- [GIVEN PROBLEM]:
Find the word "this" in the material below and gather every line that contains it.

- [DATA SHOWN]:

==*==

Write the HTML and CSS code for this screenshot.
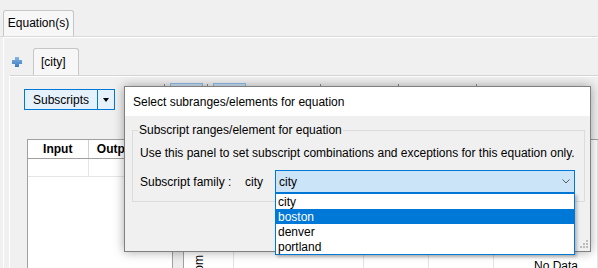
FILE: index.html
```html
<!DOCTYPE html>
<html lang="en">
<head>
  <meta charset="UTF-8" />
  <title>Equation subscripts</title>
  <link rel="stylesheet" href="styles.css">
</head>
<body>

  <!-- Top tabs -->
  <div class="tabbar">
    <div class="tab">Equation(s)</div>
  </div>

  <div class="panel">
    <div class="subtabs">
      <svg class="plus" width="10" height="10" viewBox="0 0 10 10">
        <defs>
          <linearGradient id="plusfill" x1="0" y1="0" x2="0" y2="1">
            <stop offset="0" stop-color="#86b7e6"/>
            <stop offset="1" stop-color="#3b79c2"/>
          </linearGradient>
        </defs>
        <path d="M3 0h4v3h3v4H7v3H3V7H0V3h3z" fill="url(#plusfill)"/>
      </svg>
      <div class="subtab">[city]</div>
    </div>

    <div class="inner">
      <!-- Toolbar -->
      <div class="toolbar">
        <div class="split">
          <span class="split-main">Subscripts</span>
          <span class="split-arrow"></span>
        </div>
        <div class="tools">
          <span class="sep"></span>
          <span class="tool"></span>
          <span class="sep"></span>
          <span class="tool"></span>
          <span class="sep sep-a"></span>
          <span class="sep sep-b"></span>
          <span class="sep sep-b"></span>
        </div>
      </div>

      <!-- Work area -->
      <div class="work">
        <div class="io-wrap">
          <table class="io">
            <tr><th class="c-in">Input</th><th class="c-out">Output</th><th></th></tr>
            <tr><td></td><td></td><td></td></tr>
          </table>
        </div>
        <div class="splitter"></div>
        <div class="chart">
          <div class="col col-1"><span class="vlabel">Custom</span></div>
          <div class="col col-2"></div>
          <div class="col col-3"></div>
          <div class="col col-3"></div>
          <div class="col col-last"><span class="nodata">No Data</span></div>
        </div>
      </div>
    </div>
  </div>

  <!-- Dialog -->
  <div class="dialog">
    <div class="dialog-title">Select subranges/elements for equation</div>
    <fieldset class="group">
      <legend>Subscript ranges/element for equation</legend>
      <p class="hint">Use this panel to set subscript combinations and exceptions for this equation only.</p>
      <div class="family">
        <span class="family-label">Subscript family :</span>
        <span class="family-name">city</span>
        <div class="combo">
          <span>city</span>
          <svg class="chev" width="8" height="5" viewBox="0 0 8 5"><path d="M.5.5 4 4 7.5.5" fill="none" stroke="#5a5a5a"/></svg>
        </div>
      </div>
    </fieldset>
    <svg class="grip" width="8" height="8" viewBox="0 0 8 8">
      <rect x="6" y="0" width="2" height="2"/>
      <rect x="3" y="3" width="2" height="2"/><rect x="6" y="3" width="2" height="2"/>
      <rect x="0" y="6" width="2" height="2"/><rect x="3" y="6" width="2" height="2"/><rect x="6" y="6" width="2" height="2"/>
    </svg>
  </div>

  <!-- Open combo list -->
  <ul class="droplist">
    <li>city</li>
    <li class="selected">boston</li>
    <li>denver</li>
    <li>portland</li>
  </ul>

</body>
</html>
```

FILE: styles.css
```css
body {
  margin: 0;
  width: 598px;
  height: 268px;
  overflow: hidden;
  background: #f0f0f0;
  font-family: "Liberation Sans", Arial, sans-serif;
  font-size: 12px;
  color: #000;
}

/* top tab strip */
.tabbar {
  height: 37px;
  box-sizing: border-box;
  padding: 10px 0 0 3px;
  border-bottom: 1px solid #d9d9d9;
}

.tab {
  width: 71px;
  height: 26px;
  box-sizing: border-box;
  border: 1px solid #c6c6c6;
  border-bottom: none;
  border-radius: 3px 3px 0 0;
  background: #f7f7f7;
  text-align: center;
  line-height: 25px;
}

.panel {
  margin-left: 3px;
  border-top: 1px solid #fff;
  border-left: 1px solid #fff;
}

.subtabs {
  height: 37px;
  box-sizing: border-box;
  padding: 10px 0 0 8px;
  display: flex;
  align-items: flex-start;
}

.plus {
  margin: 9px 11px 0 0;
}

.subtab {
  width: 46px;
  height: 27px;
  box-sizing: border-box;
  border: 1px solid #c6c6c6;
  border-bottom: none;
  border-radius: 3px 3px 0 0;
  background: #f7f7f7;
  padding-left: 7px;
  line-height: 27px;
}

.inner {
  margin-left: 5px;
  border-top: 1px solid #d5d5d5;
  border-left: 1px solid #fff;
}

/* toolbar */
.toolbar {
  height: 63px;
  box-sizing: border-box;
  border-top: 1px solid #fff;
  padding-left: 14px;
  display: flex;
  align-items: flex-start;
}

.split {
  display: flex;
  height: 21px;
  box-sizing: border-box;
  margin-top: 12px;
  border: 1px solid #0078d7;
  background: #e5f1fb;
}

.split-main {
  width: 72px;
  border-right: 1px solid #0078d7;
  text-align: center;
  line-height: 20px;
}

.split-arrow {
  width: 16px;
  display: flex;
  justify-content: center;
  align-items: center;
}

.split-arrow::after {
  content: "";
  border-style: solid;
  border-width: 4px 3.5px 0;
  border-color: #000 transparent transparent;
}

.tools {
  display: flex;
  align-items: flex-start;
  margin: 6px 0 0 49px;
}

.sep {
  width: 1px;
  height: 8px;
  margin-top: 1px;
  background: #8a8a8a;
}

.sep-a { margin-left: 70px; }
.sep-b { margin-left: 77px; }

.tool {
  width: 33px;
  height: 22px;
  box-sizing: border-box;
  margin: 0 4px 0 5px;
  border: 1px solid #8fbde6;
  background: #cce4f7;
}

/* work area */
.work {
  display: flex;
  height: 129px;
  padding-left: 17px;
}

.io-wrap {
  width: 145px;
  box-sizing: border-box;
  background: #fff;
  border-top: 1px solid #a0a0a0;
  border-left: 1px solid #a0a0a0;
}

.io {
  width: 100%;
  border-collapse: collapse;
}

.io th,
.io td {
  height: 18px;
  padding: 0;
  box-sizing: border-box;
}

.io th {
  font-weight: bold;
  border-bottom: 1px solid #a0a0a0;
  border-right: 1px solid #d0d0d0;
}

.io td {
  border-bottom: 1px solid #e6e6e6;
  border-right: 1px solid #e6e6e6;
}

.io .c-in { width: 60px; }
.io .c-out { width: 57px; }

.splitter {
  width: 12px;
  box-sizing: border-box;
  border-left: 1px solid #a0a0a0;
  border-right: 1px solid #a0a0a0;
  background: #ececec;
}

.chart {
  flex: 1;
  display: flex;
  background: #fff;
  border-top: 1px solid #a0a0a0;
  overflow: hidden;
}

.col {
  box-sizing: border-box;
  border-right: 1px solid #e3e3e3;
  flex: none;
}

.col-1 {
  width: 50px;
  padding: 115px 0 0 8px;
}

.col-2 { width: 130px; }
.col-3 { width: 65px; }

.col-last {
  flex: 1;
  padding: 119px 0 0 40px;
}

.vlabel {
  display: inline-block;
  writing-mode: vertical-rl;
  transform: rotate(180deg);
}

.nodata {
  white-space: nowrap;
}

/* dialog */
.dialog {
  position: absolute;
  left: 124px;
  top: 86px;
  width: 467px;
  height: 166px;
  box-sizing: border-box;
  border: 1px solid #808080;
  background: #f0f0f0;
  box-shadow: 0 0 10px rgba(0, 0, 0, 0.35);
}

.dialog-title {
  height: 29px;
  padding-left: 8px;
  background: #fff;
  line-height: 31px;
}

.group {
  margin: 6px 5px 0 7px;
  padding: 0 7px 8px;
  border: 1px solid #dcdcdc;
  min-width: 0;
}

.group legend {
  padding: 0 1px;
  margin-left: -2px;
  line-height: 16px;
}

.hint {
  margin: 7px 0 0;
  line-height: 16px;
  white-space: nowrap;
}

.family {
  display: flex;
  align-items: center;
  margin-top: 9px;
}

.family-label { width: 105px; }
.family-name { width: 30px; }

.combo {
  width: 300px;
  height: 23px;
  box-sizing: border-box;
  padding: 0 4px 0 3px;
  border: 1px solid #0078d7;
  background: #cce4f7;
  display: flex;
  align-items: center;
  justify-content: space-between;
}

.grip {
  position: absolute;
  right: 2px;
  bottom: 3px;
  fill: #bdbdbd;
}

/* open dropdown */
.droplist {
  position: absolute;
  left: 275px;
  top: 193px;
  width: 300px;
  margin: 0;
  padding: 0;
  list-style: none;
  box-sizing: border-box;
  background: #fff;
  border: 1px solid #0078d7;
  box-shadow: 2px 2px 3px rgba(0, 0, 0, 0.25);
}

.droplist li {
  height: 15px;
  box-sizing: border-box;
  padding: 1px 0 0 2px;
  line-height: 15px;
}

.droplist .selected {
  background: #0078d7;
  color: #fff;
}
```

==*==

- [WRITTEN SOLUTION]:
Write the HTML and CSS code for this screenshot.
      <p class="hint">Use this panel to set subscript combinations and exceptions for this equation only.</p>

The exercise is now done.